Although the teaching and research excellence of Cambridge mean it tops the Sunday Times league table — as it has every year since it was first published in 1998 — Manchester leads a strong tier of universities outside the traditional "ivy league" of Oxbridge and London colleges that dominate the top five places.

This group of consistent strong performers includes institutions such as Nottingham, York, Durham, Warwick, Bristol, and Exeter, named runner-up to Manchester as university of the year. With students becoming increasingly sophisticated in how they choose universities, this tier is attracting growing numbers of highly qualified candidates, targeting particular highly rated departments.

Research for the guide also shows how highly some universities are rated by the academic community.

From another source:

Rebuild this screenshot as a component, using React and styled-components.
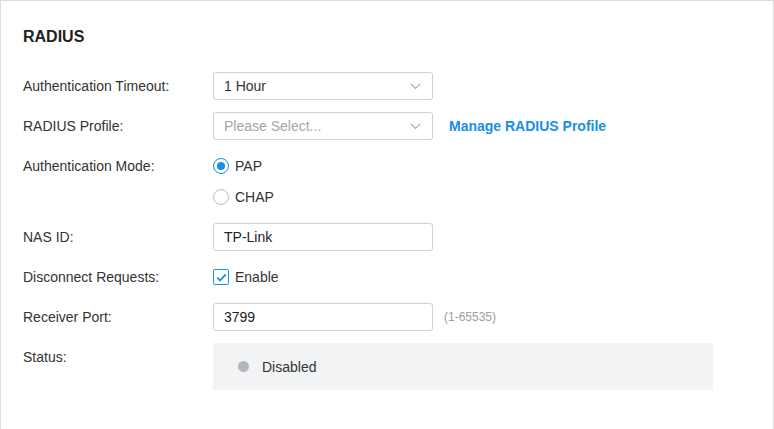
import React from "react";
import styled, { createGlobalStyle } from "styled-components";

const GlobalStyle = createGlobalStyle`
  html, body {
    margin: 0;
    padding: 0;
    background: #fff;
  }
  body {
    font-family: "Liberation Sans", Arial, sans-serif;
    color: #333;
  }
`;

const Chevron = () => (
  <svg width="11" height="7" viewBox="0 0 11 7">
    <path d="M1 1l4.5 4.5L10 1" fill="none" stroke="#a8abb0" strokeWidth="1.2" />
  </svg>
);

const Check = () => (
  <svg width="11" height="9" viewBox="0 0 11 9">
    <path d="M1.2 4.6l2.9 2.8L9.8 1.4" fill="none" stroke="#1a8fe3" strokeWidth="1.8" />
  </svg>
);

const App = () => {
  return (
    <>
      <GlobalStyle />
      <Panel>
        <Titulo>RADIUS</Titulo>
        <Form>
          <Row>
            <Label>Authentication Timeout:</Label>
            <Select>
              <span>1 Hour</span>
              <Chevron />
            </Select>
          </Row>
          <Row>
            <Label>RADIUS Profile:</Label>
            <Select placeholder>
              <span>Please Select...</span>
              <Chevron />
            </Select>
            <Enlace>Manage RADIUS Profile</Enlace>
          </Row>
          <Row>
            <Label>Authentication Mode:</Label>
            <Options>
              <Option>
                <Radio checked />
                <span>PAP</span>
              </Option>
              <Option>
                <Radio />
                <span>CHAP</span>
              </Option>
            </Options>
          </Row>
          <Row>
            <Label>NAS ID:</Label>
            <Input>TP-Link</Input>
          </Row>
          <Row>
            <Label>Disconnect Requests:</Label>
            <Option>
              <Checkbox>
                <Check />
              </Checkbox>
              <span>Enable</span>
            </Option>
          </Row>
          <Row>
            <Label>Receiver Port:</Label>
            <Input>3799</Input>
            <Hint>(1-65535)</Hint>
          </Row>
          <Row>
            <Label>Status:</Label>
            <StatusBox>
              <Dot />
              <span>Disabled</span>
            </StatusBox>
          </Row>
        </Form>
      </Panel>
    </>
  );
};

const Panel = styled.div`
  box-sizing: border-box;
  width: 774px;
  height: 429px;
  border: 1px solid #dcdcdc;
  border-bottom: none;
  padding: 26px 22px 0;
`;

const Titulo = styled.h2`
  margin: 0;
  font-size: 16px;
  line-height: 20px;
  font-weight: bold;
  color: #222;
`;

const Form = styled.div`
  display: flex;
  flex-direction: column;
  gap: 12px;
  margin-top: 25px;
`;

const Row = styled.div`
  display: flex;
  align-items: flex-start;
  font-size: 14px;
`;

const Label = styled.div`
  width: 190px;
  flex-shrink: 0;
  line-height: 28px;
  color: #333;
`;

const Select = styled.div`
  box-sizing: border-box;
  width: 220px;
  height: 28px;
  border: 1px solid #cfd1d4;
  border-radius: 3px;
  padding: 0 11px 0 10px;
  display: flex;
  align-items: center;
  justify-content: space-between;
  color: ${(p) => (p.placeholder ? "#a3a6ab" : "#333")};
`;

const Input = styled.div`
  box-sizing: border-box;
  width: 220px;
  height: 28px;
  border: 1px solid #cfd1d4;
  border-radius: 3px;
  padding: 0 10px;
  line-height: 26px;
  color: #222;
`;

const Enlace = styled.a`
  margin-left: 16px;
  line-height: 28px;
  font-weight: bold;
  color: #1a8fe3;
  cursor: pointer;
`;

const Hint = styled.span`
  margin-left: 11px;
  line-height: 28px;
  font-size: 12px;
  color: #9a9da2;
`;

const Options = styled.div`
  display: flex;
  flex-direction: column;
  gap: 3px;
`;

const Option = styled.label`
  display: flex;
  align-items: center;
  gap: 6px;
  height: 28px;
  color: #333;
`;

const Radio = styled.span`
  box-sizing: border-box;
  width: 16px;
  height: 16px;
  border-radius: 50%;
  border: 1px solid ${(p) => (p.checked ? "#1a8fe3" : "#b9bcc0")};
  display: flex;
  align-items: center;
  justify-content: center;

  &::after {
    content: "";
    display: ${(p) => (p.checked ? "block" : "none")};
    width: 8px;
    height: 8px;
    border-radius: 50%;
    background: #1a8fe3;
  }
`;

const Checkbox = styled.span`
  box-sizing: border-box;
  width: 16px;
  height: 16px;
  border: 1px solid #1a8fe3;
  border-radius: 2px;
  display: flex;
  align-items: center;
  justify-content: center;
`;

const StatusBox = styled.div`
  box-sizing: border-box;
  width: 500px;
  height: 47px;
  background: #f2f3f5;
  display: flex;
  align-items: center;
  gap: 13px;
  padding-left: 25px;
  color: #333;
`;

const Dot = styled.span`
  width: 11px;
  height: 11px;
  border-radius: 50%;
  background: #b3b6ba;
`;

export default App;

A combined league table only using the rankings given by head teachers and university academics puts Manchester at 10th — higher than its league-table placing.

Birmingham, Southampton and the University of the Arts in London, which groups together the capital's art and design schools, are all highly rated on this measure.

Along with the university's academic reputation, Manchester's reputation as a "party city" is a strong draw for young students.

Research quoted in the Sunday Times University Survival Guide, published in today's Magazine, finds its students are the most fashion-conscious and that the city has the best reputation for overall student lifestyle (it also finds they are national leaders in sex and drug-taking, based on a 1999 survey by the Adam Smith Institute), while the city also has a lively gay scene.

Much of the credit for Manchester's steady progress has been due to Gilbert, an Australian, who was headhunted to lead the merger between the Victoria University of Manchester and the University of Manchester Institute of Science and Technology to form a single university in the city in 2004.

This weekend he said he believed Manchester had the potential to become a global knowledge "spike" in medical research — especially cancer — and nuclear technology.

This year a Manchester team won University Challenge for the first time. The BBC is also contributing to the city's rising profile with the building of a big new broadcasting centre in Salford, Greater Manchester.

Labour has picked up on the city's fashionable image to choose it as the venue for the party conference later this month.

Stiglitz, head of Manchester's new poverty research institute in addition to his job at Columbia University, New York, compared the Mancunian renaissance to that of his home city.

"New York went through a bad period in the 1970s and early 1980s — people were very pessimistic," said Stiglitz, who won his Nobel in 2001 for work on development economics. "Cities can go through a bad period and then revive and reinvent themselves. I see Manchester reinventing itself."